As a community, especially one that espouses Prophetic values of morality and uplifting the oppressed, we must shift the focus from protecting the idea of unchallengeable, infallible scholars, and religious leaders, to holding faith leadership accountable and creating healing and holding spaces for survivors. When we uplift and believe individual survivors, we send the strong message to those who have not yet come forward that they too will be held and believed, and that the trauma of sexual violence is not their shame to carry. The goal is to ultimately create a community, where both men and women can continue to engage with their religious associations and leadership, with the trust and faith that they will be held to the expected standards and morals of conduct; and that when these leaders and institutions fail, they will be held accountable, and the wronged will be held by their community.

References:

Gilmore, L. (2019). Frames of Witness: The Kavanaugh Hearings, Survivor Testimony and #MeToo. Speech delivered during Riverside Trauma Center’s Annual Conference: Staying Steady in Unsteady Times.

Gilmore, L. (2018). Tainted Witness: Why We Doubt What Women Say About Their Lives. Columbia Press.

Hopper, J. & Lisak, D. (2014). Why Rape and Trauma Survivors Have Fragmented and Incomplete Memories. Time Magazine.
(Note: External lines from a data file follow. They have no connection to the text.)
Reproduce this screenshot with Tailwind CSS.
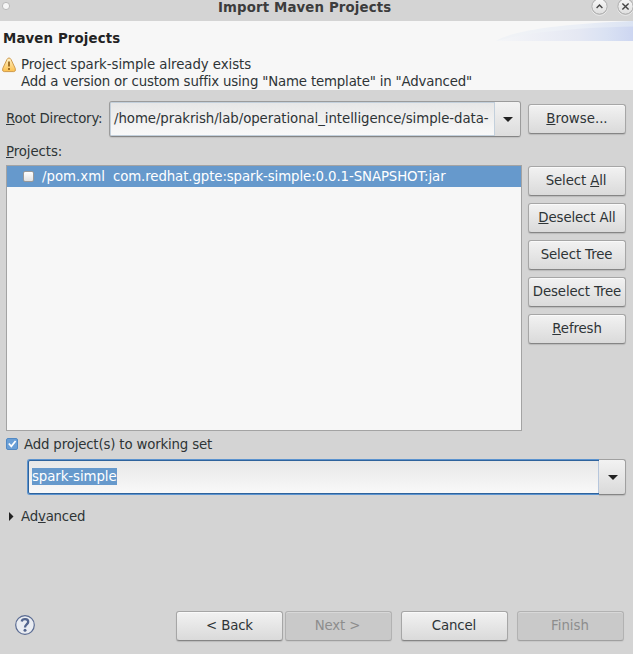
<!DOCTYPE html>
<html lang="en">
<head>
<meta charset="utf-8">
<title>Import Maven Projects</title>
<script src="https://cdn.jsdelivr.net/npm/@tailwindcss/browser@4"></script>
</head>
<body class="bg-[#d4d4d4]">
<div class="w-[633px] h-[654px] overflow-hidden flex flex-col bg-[#d4d4d4] text-[#2e3436] font-['DejaVu_Sans',sans-serif] text-[13.33px] leading-4 whitespace-nowrap">
  <!-- Title bar -->
  <header class="relative h-[21px] shrink-0">
    <svg class="absolute left-0 top-0" width="14" height="14"><circle cx="6" cy="6" r="3.6" fill="#f6f6f6" stroke="#b9b9b9"/></svg>
    <h1 class="absolute left-[218px] top-0 font-bold text-[#3c3c3c] tracking-[0.13px]">Import Maven Projects</h1>
    <svg class="absolute right-0 top-0" width="46" height="18" fill="none">
      <defs><linearGradient id="wb" x1="0" y1="0" x2="0" y2="1"><stop offset="0" stop-color="#f8f8f8"/><stop offset="1" stop-color="#dedede"/></linearGradient></defs>
      <circle cx="12.5" cy="7.3" r="8" stroke="#ededed"/><circle cx="38.5" cy="7.3" r="8" stroke="#ededed"/>
      <circle cx="12.5" cy="6.5" r="7.7" fill="url(#wb)" stroke="#a6a6a6"/>
      <circle cx="38.5" cy="6.5" r="7.7" fill="url(#wb)" stroke="#a6a6a6"/>
      <path d="M9.6 8L12.5 5.1L15.4 8" stroke="#444" stroke-width="1.4"/>
      <path d="M35.4 3.4L41.6 9.6M41.6 3.4L35.4 9.6" stroke="#444" stroke-width="1.4"/>
    </svg>
  </header>

  <!-- Wizard banner -->
  <section class="relative h-[69px] shrink-0 bg-[#f7f7f7] pl-[3px] pt-[10px]">
    <svg class="absolute right-0 top-0" width="137" height="20">
      <defs><linearGradient id="sw"><stop offset="0" stop-color="#f5f6f8"/><stop offset=".6" stop-color="#e5e8f3"/><stop offset=".8" stop-color="#dae2f3"/><stop offset="1" stop-color="#cdd6f1"/></linearGradient>
      <linearGradient id="sl"><stop offset="0" stop-color="#f1f3f6"/><stop offset=".6" stop-color="#ebeff6"/><stop offset="1" stop-color="#dbe3f3"/></linearGradient></defs>
      <path d="M0 20C18 9 65 3 137 0V20Z" fill="url(#sl)"/>
      <path d="M0 20C26 13 65 7 137 5.5V20Z" fill="url(#sw)"/>
    </svg>
    <h2 class="font-bold text-[#232323] tracking-[0.13px]">Maven Projects</h2>
    <div class="flex pt-[9px]">
      <svg class="-ml-[2px] mr-[4px]" width="16" height="17">
        <defs><linearGradient id="wa" x1="0" y1="0" x2="0" y2="1"><stop offset="0" stop-color="#fff3c9"/><stop offset="1" stop-color="#fcc04d"/></linearGradient></defs>
        <path d="M8 2Q9.3 2 10 3.4L14.2 12.3Q15.2 15.6 12.8 15.6H3.2Q.8 15.6 1.8 12.3L6 3.4Q6.7 2 8 2Z" fill="url(#wa)" stroke="#cf9a4c"/>
        <path d="M8 5.6V10.6M8 12V14" stroke="#8d5a12" stroke-width="1.6"/>
      </svg>
      <div class="leading-[17px]">
        <p class="tracking-[-0.065px]">Project spark-simple already exists</p>
        <p class="tracking-[-0.17px]">Add a version or custom suffix using "Name template" in "Advanced"</p>
      </div>
    </div>
  </section>

  <main class="flex flex-col grow">
    <!-- Root directory -->
    <div class="flex h-[57px] pl-[6px] pt-[11px] shrink-0">
      <label class="w-[103px] pt-[10px] tracking-[-0.2px]"><u class="underline-offset-1">R</u>oot Directory:</label>
      <div class="flex w-[412px] h-[36px] rounded-[3px] border border-[#9b9b9b] border-b-[#858585] overflow-hidden shadow-[0_1px_1px_#00000018]">
        <div class="w-[385px] shrink-0 border-y border-l border-r border-[#c3d0dc] bg-linear-to-b from-[#e7e7e7] to-[#f9f9f9] pl-[3px] pr-[4px] pt-[8px] tracking-[-0.07px]">/home/prakrish/lab/operational_intelligence/simple-data-</div>
        <div class="grow bg-linear-to-b from-[#f2f2f2] to-[#dddddd] flex items-center justify-center"><svg width="10" height="5"><path d="M0 0H10L5 5Z" fill="#222"/></svg></div>
      </div>
      <button class="ml-[7px] mt-[3px] w-[98px] h-[30px] pb-px rounded-[3px] border border-[#a6a6a6] border-b-[#858585] bg-linear-to-b from-[#f2f2f2] to-[#dadada] shadow-[0_1px_1px_#00000020,inset_0_1px_0_#fafafa]"><u class="underline-offset-1">B</u>rowse...</button>
    </div>
    <p class="h-[17px] pl-[6px] -mt-[3px] shrink-0 tracking-[-0.1px]"><u class="underline-offset-1">P</u>rojects:</p>

    <!-- Project list and selection actions -->
    <div class="flex pl-[6px] mt-[4px] shrink-0">
      <div class="w-[516px] h-[266px] border border-[#a3a3a3] bg-[#f7f7f7]">
        <div class="flex items-center h-[21px] bg-[#6699cc] text-white pl-[16px]">
          <span class="size-[11px] rounded-[2px] border border-[#999] bg-linear-to-b from-white to-[#e2e2e2] mr-[8px]"></span>
          <span>/pom.xml</span><span class="ml-[8px] tracking-[-0.1px]">com.redhat.gpte:spark-simple:0.0.1-SNAPSHOT:jar</span>
        </div>
      </div>
      <div class="ml-[6px] mt-[1px] flex flex-col gap-[7px] tracking-[-0.13px]">
        <button class="w-[98px] h-[30px] pb-px pr-[2px] rounded-[3px] border border-[#a6a6a6] border-b-[#858585] bg-linear-to-b from-[#f2f2f2] to-[#dadada] shadow-[0_1px_1px_#00000020,inset_0_1px_0_#fafafa]">Select <u class="underline-offset-1">A</u>ll</button>
        <button class="w-[98px] h-[30px] pb-px rounded-[3px] border border-[#a6a6a6] border-b-[#858585] bg-linear-to-b from-[#f2f2f2] to-[#dadada] shadow-[0_1px_1px_#00000020,inset_0_1px_0_#fafafa]"><u class="underline-offset-1">D</u>eselect All</button>
        <button class="w-[98px] h-[30px] pb-px pr-px rounded-[3px] border border-[#a6a6a6] border-b-[#858585] bg-linear-to-b from-[#f2f2f2] to-[#dadada] shadow-[0_1px_1px_#00000020,inset_0_1px_0_#fafafa]">Select Tree</button>
        <button class="w-[98px] h-[30px] pb-px rounded-[3px] border border-[#a6a6a6] border-b-[#858585] bg-linear-to-b from-[#f2f2f2] to-[#dadada] shadow-[0_1px_1px_#00000020,inset_0_1px_0_#fafafa]">Deselect Tree</button>
        <button class="w-[98px] h-[30px] pb-px rounded-[3px] border border-[#a6a6a6] border-b-[#858585] bg-linear-to-b from-[#f2f2f2] to-[#dadada] shadow-[0_1px_1px_#00000020,inset_0_1px_0_#fafafa]"><u class="underline-offset-1">R</u>efresh</button>
      </div>
    </div>

    <!-- Working set -->
    <div class="flex pl-[6px] pt-[6px] h-[28px] shrink-0">
      <svg class="mt-[1px] mr-[6px]" width="12" height="12"><rect x=".5" y=".5" width="11" height="11" rx="1.5" fill="#6a9fd6" stroke="#5289c4"/><path d="M2.8 5.5L5.3 8.4L9.6 3" fill="none" stroke="#fff" stroke-width="1.7"/></svg>
      <span class="tracking-[-0.17px]">Add project(s) to working set</span>
    </div>
    <div class="flex ml-[27px] w-[599px] h-[36px] shrink-0">
      <div class="w-[572px] rounded-l-[3px] border border-r-0 border-[#5b93cf] shadow-[inset_0_1px_0_#2f639c,inset_0_-1px_0_#2f639c,inset_1px_0_0_#2f639c,inset_-1px_0_0_#b9c9df] bg-linear-to-b from-[#e7e7e7] to-[#f9f9f9] pl-[4px] pt-[8px]"><span class="inline-block h-[17px] leading-[17px] bg-[#6699cc] text-white tracking-[-0.08px]">spark-simple</span></div>
      <div class="grow rounded-r-[3px] border border-l-0 border-[#a0a0a0] border-b-[#858585] bg-linear-to-b from-[#f2f2f2] to-[#dadada] flex items-center justify-center pl-px shadow-[0_1px_1px_#00000020]"><svg width="10" height="5"><path d="M0 0H10L5 5Z" fill="#222"/></svg></div>
    </div>
    <div class="flex pl-[8px] pt-[14px] shrink-0">
      <svg class="mt-[3px] mr-[7px]" width="6" height="9"><path d="M1 0L5.5 4.5L1 9Z" fill="#222"/></svg>
      <span class="tracking-[-0.2px]">Ad<u class="underline-offset-1">v</u>anced</span>
    </div>
  </main>

  <!-- Wizard navigation -->
  <footer class="flex h-[43px] shrink-0 pl-[15px]">
    <svg class="mt-[4px]" width="20" height="20"><circle cx="10" cy="10" r="9.3" fill="#e9ecf2" stroke="#5a6b92" stroke-width="1.2"/><path d="M6.7 6.4C7.4 3.2 13.3 3.3 13.2 6.9C13.1 9.5 10 9.4 10 12.5" fill="none" stroke="#53658e" stroke-width="2.3"/><circle cx="10" cy="15.3" r="1.5" fill="#53658e"/></svg>
    <button class="ml-[141px] w-[107px] h-[30px] pb-px rounded-[3px] border border-[#a6a6a6] border-b-[#858585] bg-linear-to-b from-[#f2f2f2] to-[#dadada] shadow-[0_1px_1px_#00000020,inset_0_1px_0_#fafafa] tracking-[-0.15px]">&lt; Back</button>
    <button disabled class="ml-[2px] w-[107px] h-[30px] pb-px pr-[2px] rounded-[3px] border border-[#b2b2b2] border-b-[#a0a0a0] bg-[#c9c9c9] text-[#8d8d8d] shadow-[0_1px_1px_#00000010,inset_0_1px_0_#d8d8d8] tracking-[-0.15px]">Next &gt;</button>
    <button class="ml-[9px] w-[107px] h-[30px] pb-px pr-px rounded-[3px] border border-[#a6a6a6] border-b-[#858585] bg-linear-to-b from-[#f2f2f2] to-[#dadada] shadow-[0_1px_1px_#00000020,inset_0_1px_0_#fafafa] tracking-[-0.15px]">Cancel</button>
    <button disabled class="ml-[9px] w-[107px] h-[30px] pb-px pr-px rounded-[3px] border border-[#b2b2b2] border-b-[#a0a0a0] bg-[#c9c9c9] text-[#8d8d8d] shadow-[0_1px_1px_#00000010,inset_0_1px_0_#d8d8d8]">Finish</button>
  </footer>
</div>
</body>
</html>
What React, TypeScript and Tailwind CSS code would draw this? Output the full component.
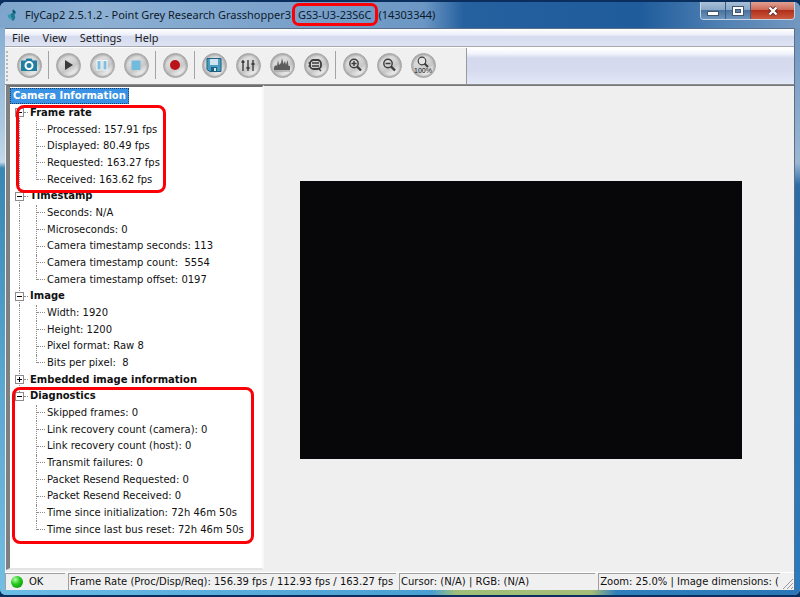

Mogahed, D. & Mahmood, A. (2019). Unwanted Sexual Advances from Faith Leaders are Equally Prevalent across Faith Groups. Institute of Social and Political Understanding.

Wolitzky-Taylor et al (2010). “Is Reporting of Rape on the Rise? A Comparison of Women with Reported Versus Unreported Rape Experiences in the National Women’s Study-Replication”. Journal of Interpersonal Violence, Vol. 26, Issue 4.